*Spoilers* AMoL Ending Theory Discussion

Leira Galene

Aes Sedai
Nov 28, 2013
Kiruna, Sweden
  1. They - Them
  2. She - Her
Ok, so I'm in no way wanting to be a part of this long and in depth debate, but it's late at night and I'm awake so I'll add my two cents ;)

I find it interesting to draw analogies between this discussion and the Christian idea of Lucifer (a fictional example could potentially be Morgoth from the Silmarillion, who is a straight allegory for Satan). Much like the Creator, God, being omniscient, knew Lucifer would rebel against him before Lucifer existed. Yet he still made him. Why? Most Christians would argue that love that is chosen is sweeter than love that is forced. I.e., God wanted people to actively choose him over someone else. This is quite possibly the reason the Creator allowed the Dark One to exist in an imperfect prison, so that he could still touch the Pattern. I believe this is similar to arguments others have brought up, such as what is light without darkness?

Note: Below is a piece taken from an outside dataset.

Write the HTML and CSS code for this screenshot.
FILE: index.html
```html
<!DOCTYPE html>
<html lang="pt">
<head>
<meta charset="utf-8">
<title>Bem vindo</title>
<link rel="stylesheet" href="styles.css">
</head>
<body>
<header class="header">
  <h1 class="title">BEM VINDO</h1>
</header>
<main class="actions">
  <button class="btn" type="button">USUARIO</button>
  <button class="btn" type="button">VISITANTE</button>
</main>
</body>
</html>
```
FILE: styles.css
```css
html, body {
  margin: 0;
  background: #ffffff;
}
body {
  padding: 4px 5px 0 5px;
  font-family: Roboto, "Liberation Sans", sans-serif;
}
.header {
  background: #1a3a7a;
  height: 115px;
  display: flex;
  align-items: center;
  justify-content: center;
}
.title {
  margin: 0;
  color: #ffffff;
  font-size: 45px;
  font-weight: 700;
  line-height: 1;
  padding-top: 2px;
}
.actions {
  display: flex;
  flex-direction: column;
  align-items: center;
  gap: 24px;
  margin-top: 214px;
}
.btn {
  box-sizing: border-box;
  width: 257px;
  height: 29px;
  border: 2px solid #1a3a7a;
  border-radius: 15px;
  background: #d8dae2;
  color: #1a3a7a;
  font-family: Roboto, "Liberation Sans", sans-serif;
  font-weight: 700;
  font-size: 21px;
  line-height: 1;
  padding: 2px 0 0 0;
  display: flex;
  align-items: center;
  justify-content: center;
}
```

However, the analogy is more subtle than that. Let us look at the story of the Garden of Eden and the Fall of Man. In the Garden, Adam and Eve chose to eat from the tree of the knowledge of good and evil, which... here's the kicker... was created by God. Yes, the devil "made them do it" (by that, I mean he encouraged them to), BUT he was not the source of the sin. Disobedience to God was. It's thought by some that the serpent in the Garden is a metaphor for humans' innate curiousity and not necessarily a manifestation of the devil. So the key point here is that, through this story, it would seem that in the Christian tradition Lucifer isn't actually the source of evil. He simply entices people to it. As such, Jesus becomes a sort of anti-Lucifer by providing people with another choice. However, it could be argued that neither Jesus nor Lucifer is the source of good or evil, God is the source of both (to the extent that one considers Jesus to be unique from God, which he both is and is not in traditional Christianity). After all, he is the creator of all things. This view is easily seen by viewing evil as the absence of good. If God created good, then he logically must have created its absence as well, and hence evil.

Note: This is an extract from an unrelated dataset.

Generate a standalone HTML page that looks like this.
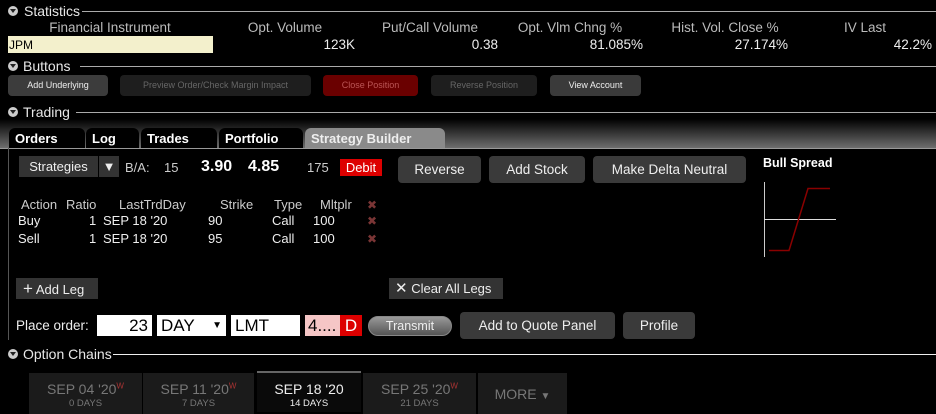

How does this connect to Wheel of Time? Obviously, the Creator is much less personal than the Christian God, more akin to the god of deism of the Enlightenment. He has more or less created a clockwork universe. However, it would seem that he allows the Dark One to touch the Pattern in order for people to prove, as it were, their devotion to the Light. But in doing so, he has also created the darkness. If the Dark One is analogous to Lucifer, then he is the tempter (a title given to Satan in the New Testament), NOT a source or a creator. In fact, it can be inferred from the Bible that Satan is a destroyer and as such is incapable of creating things. So, if we go by this comparison, the Dark One cannot create evil any more than he can create light. Therefore, he is the face of evil, but not the source of evil. A tempter, but not a creator.

Additionally, if we continue this analogy, Rand/the Dragon is obviously Jesus, who returns the choice of good to counter the Dark One's offered choice of evil.

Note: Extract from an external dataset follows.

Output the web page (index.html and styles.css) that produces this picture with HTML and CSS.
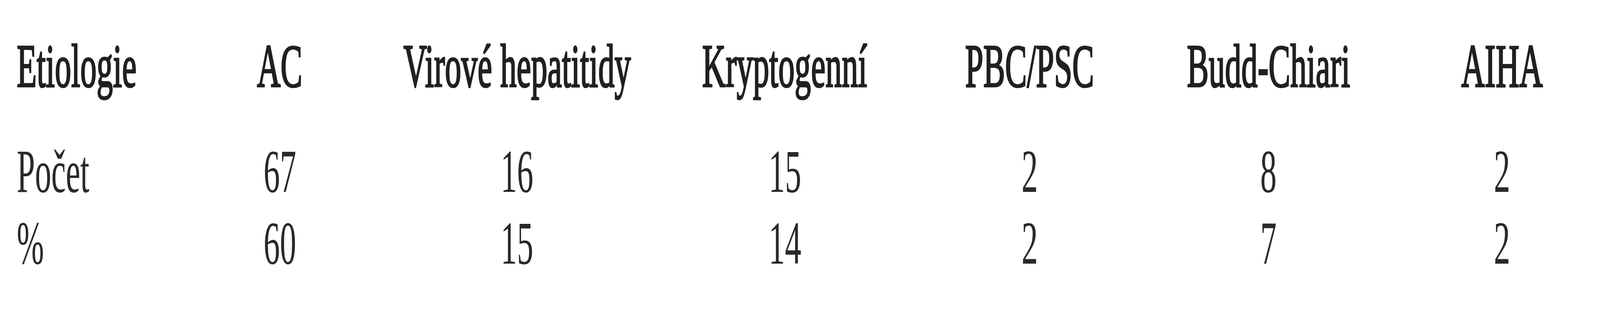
FILE: index.html
```html
<!DOCTYPE html>
<html lang="cs">
<head>
<meta charset="utf-8">
<title>Etiologie</title>
<link rel="stylesheet" href="styles.css">
</head>
<body>
<div class="page">
  <div class="etio" role="table">
    <div class="row head" role="row">
      <div class="cell label" role="columnheader"><span>Etiologie</span></div>
      <div class="cell" role="columnheader"><span>AC</span></div>
      <div class="cell" role="columnheader"><span>Virové hepatitidy</span></div>
      <div class="cell" role="columnheader"><span>Kryptogenní</span></div>
      <div class="cell" role="columnheader"><span>PBC/PSC</span></div>
      <div class="cell" role="columnheader"><span>Budd-Chiari</span></div>
      <div class="cell" role="columnheader"><span>AIHA</span></div>
    </div>
    <div class="row data" role="row">
      <div class="cell label" role="cell"><span>Počet</span></div>
      <div class="cell" role="cell"><span>67</span></div>
      <div class="cell" role="cell"><span>16</span></div>
      <div class="cell" role="cell"><span>15</span></div>
      <div class="cell" role="cell"><span>2</span></div>
      <div class="cell" role="cell"><span>8</span></div>
      <div class="cell" role="cell"><span>2</span></div>
    </div>
    <div class="row data" role="row">
      <div class="cell label" role="cell"><span>%</span></div>
      <div class="cell" role="cell"><span>60</span></div>
      <div class="cell" role="cell"><span>15</span></div>
      <div class="cell" role="cell"><span>14</span></div>
      <div class="cell" role="cell"><span>2</span></div>
      <div class="cell" role="cell"><span>7</span></div>
      <div class="cell" role="cell"><span>2</span></div>
    </div>
  </div>
</div>
</body>
</html>
```
FILE: styles.css
```css
:root {
  --sx: 1;
}
@media (max-width: 4200px) {
  :root { --sx: 0.5325; }
}
html, body {
  margin: 0;
  padding: 0;
  background: #ffffff;
}
.page {
  width: 100%;
  height: 800px;
  padding-top: 77px;
  box-sizing: border-box;
  overflow: hidden;
  background: #ffffff;
}
.etio {
  padding-left: 1.053%;
  font-family: "Liberation Serif", "Times New Roman", serif;
  font-size: 157px;
  line-height: 184px;
  color: #231f20;
}
.row {
  display: grid;
  grid-template-columns:
    minmax(0, 727fr) minmax(0, 1074fr) minmax(0, 1208fr)
    minmax(0, 1366fr) minmax(0, 988fr) minmax(0, 1308fr) minmax(0, 940fr);
}
.head {
  padding-bottom: 86px;
}
.cell {
  display: flex;
  justify-content: center;
  min-width: 0;
  white-space: nowrap;
}
.cell span {
  display: inline-block;
  flex: none;
  transform: scaleX(var(--sx));
  transform-origin: 50% 50%;
}
.cell.label {
  justify-content: flex-start;
}
.cell.label span {
  transform-origin: 0 50%;
}
.head .cell span {
  -webkit-text-stroke: 4px #231f20;
}
.data .cell {
  color: #2b2829;
}
```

I am not saying any of this is true. This is mere philosophical posturing on my part, and obviously there are many other religions that RJ used throughout his books, such as Taoism. However, I would like to ad that even in Taoism, darkness is not the same as evil; in fact, it's a necessary part of the world, which is also the case when using the Christian analogy for the reasons I explained above.

However, whether the Dark One is the source/manifestation of darkness or simply a being who entices people towards it, it's clear that he is actually necessary. Like I stated above, the fact that the Creator created him/it means that the Creator wanted for a choice to be possible. Otherwise, the Dark One would not exist. So from this analogy it would seem that the Creator is in fact the source of both Light and Dark, and has allowed for a manifestation of each (The Dark One and the Dragon) to battle during each turning of the Wheel, so that creation will always have a choice between the two.

Again, feel free to disagree with me, this is my logical conclusion after making the analogy with the Christian tradition. I am interested to know what others think of my logic.

Edit: Just thought of one more thing to add. To assume that, in Christianity, Satan is the source of evil puts him on the same footing as God, which obviously undermines God's power. Wouldn't saying that the Dark One is the source of evil be the same thing? Clearly he's not as powerful as the Creator, or he wouldn't be imprisoned. If the Dark One as a being is as powerful as the Creator as a being (they're on equal footing in a battle), then his imprisonment age after age after age would indicate light is inherently more powerful than dark, which destroys the theme of balance present throughout the books and something that, while altruistic and present in many stories, doesn't seem to mesh with this universe. More thoughts to think about.
Last edited:
Jun 29, 2013
Marinette, Wisconsin
Exactly. I just feel that if it was as clear cut as Good vs Evil then there would have been no reason NOT to end the DO. And that's why it wasn't alluded to earlier. No one had considered the possibility that the DO had an aspect that the world needed in order to function properly. That's the way I see it, at any rate.

I just wanted to point out that Mat is also a personification of chaos, because he was constantly stirring things up as well as using chance and gambling throughout TLB as much as strategy and tactics.